- **WHAT THE TASK ASKS**:
Find the lines of data that contain the string "React", then list them.

- **DATASET ENTRIES**:
***

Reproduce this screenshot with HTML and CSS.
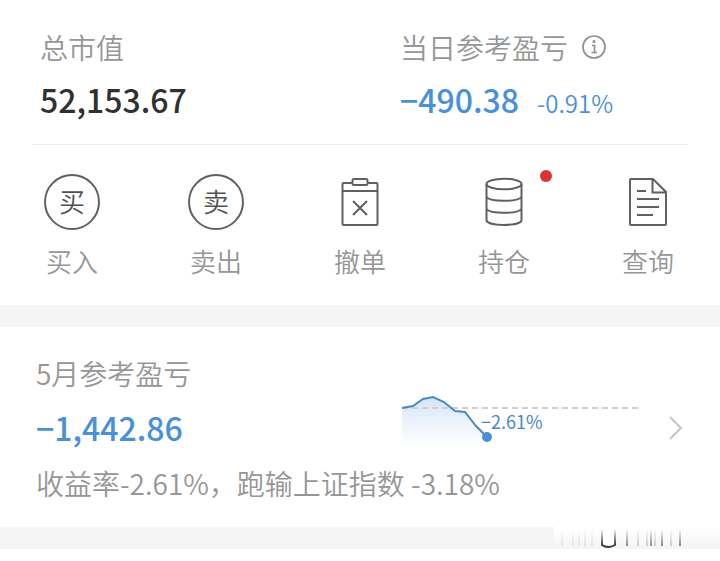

***

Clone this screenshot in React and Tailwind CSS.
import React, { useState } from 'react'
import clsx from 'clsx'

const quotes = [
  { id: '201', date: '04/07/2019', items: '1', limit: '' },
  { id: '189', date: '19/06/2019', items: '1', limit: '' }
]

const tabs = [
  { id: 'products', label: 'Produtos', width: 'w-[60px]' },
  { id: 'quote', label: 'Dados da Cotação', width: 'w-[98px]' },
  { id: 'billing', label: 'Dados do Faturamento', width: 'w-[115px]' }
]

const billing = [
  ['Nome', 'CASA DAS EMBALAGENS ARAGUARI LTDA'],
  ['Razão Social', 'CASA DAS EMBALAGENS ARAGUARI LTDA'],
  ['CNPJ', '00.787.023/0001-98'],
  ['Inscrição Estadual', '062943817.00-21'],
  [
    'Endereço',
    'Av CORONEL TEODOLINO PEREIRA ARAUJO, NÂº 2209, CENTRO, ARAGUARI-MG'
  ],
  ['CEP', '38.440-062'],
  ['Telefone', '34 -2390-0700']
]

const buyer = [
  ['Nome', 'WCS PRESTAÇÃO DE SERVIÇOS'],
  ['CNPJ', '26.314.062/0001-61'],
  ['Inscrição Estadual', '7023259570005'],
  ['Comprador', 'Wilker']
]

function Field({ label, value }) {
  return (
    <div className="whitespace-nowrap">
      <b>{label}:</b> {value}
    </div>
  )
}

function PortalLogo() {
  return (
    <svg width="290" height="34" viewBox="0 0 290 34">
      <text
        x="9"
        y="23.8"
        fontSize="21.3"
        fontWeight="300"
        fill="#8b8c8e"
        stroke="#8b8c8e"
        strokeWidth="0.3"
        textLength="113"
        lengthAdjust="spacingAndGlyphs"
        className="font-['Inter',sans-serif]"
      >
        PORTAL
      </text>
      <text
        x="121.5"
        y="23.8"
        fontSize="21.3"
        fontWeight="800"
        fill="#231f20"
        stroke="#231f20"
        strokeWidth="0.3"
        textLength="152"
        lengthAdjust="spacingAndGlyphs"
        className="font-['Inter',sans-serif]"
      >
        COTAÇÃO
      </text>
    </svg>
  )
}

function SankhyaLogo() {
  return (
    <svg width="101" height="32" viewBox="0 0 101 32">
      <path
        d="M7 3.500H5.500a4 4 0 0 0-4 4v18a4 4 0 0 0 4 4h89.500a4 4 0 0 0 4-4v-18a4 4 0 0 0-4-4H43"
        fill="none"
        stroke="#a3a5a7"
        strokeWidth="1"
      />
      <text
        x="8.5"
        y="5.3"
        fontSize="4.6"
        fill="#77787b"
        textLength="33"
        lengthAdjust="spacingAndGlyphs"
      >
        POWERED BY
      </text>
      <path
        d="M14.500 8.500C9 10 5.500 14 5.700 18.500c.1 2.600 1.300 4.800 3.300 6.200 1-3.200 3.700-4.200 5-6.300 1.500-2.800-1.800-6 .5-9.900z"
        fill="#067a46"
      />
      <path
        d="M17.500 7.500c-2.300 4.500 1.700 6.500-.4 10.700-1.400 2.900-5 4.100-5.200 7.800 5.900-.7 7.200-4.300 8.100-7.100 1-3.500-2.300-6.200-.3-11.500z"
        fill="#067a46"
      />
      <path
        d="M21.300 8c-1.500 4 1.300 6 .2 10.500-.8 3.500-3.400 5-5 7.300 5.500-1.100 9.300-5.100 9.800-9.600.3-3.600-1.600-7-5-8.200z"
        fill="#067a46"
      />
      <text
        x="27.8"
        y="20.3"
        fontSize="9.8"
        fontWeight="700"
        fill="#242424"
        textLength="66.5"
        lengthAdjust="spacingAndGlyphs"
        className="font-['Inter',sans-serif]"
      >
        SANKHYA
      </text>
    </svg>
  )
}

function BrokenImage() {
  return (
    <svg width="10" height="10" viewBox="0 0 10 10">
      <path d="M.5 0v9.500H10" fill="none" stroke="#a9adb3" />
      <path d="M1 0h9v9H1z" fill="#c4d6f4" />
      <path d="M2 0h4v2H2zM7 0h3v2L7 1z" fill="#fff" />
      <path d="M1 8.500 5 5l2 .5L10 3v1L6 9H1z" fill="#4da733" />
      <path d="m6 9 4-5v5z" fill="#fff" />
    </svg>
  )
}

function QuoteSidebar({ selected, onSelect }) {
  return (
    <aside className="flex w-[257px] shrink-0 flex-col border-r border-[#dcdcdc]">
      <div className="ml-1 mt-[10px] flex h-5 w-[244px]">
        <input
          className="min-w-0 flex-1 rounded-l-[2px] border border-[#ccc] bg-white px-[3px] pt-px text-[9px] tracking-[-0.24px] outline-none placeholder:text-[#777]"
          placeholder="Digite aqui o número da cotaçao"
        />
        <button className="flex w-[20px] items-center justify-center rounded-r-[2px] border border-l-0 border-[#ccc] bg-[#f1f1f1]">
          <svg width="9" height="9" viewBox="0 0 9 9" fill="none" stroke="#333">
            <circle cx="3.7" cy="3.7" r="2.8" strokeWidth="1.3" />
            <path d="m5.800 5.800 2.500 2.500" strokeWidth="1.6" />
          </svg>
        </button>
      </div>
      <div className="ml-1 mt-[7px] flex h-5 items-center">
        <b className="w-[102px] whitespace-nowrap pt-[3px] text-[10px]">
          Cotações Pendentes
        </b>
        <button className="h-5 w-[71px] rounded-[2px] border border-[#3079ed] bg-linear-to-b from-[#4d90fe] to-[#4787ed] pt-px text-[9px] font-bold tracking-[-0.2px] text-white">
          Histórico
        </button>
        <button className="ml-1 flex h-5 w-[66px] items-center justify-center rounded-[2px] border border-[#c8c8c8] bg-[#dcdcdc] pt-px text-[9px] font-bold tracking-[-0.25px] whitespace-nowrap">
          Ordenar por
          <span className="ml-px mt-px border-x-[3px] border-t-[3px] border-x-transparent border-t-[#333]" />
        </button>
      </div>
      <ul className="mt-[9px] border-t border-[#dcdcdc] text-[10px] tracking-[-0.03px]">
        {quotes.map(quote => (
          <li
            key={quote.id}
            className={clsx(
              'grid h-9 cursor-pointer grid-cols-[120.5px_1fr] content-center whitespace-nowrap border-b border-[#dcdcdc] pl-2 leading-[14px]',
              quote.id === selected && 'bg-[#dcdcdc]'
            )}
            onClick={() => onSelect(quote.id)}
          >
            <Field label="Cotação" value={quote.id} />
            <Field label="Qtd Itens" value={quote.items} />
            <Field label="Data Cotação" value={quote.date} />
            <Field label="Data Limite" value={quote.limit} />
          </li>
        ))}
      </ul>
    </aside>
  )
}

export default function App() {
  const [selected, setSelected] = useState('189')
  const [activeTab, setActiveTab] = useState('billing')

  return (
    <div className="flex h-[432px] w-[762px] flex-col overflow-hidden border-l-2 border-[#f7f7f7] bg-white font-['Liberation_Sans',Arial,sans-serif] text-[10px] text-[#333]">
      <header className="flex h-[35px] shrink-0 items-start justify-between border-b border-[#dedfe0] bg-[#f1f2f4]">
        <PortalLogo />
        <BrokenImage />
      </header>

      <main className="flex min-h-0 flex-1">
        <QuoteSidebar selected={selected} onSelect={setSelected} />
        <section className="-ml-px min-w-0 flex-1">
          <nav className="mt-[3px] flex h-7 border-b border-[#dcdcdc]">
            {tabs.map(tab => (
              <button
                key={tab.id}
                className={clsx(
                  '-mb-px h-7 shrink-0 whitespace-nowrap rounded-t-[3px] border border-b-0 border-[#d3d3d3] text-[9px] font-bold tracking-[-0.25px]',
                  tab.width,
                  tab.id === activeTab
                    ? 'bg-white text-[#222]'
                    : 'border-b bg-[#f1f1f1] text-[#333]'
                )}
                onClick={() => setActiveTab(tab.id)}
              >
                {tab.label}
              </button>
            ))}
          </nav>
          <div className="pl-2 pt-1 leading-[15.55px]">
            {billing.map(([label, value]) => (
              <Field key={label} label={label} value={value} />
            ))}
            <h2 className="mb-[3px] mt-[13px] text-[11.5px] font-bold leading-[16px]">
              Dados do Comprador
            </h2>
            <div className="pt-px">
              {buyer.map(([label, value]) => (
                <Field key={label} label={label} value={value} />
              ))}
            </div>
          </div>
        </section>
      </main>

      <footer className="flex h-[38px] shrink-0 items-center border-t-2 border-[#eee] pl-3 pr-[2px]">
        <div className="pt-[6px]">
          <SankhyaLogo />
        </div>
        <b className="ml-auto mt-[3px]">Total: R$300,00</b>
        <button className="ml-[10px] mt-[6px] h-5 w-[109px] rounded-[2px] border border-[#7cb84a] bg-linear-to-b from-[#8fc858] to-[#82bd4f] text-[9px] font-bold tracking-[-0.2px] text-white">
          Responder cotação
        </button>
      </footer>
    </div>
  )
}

***

- **SOLUTION**:
Clone this screenshot in React and Tailwind CSS.
import React, { useState } from 'react'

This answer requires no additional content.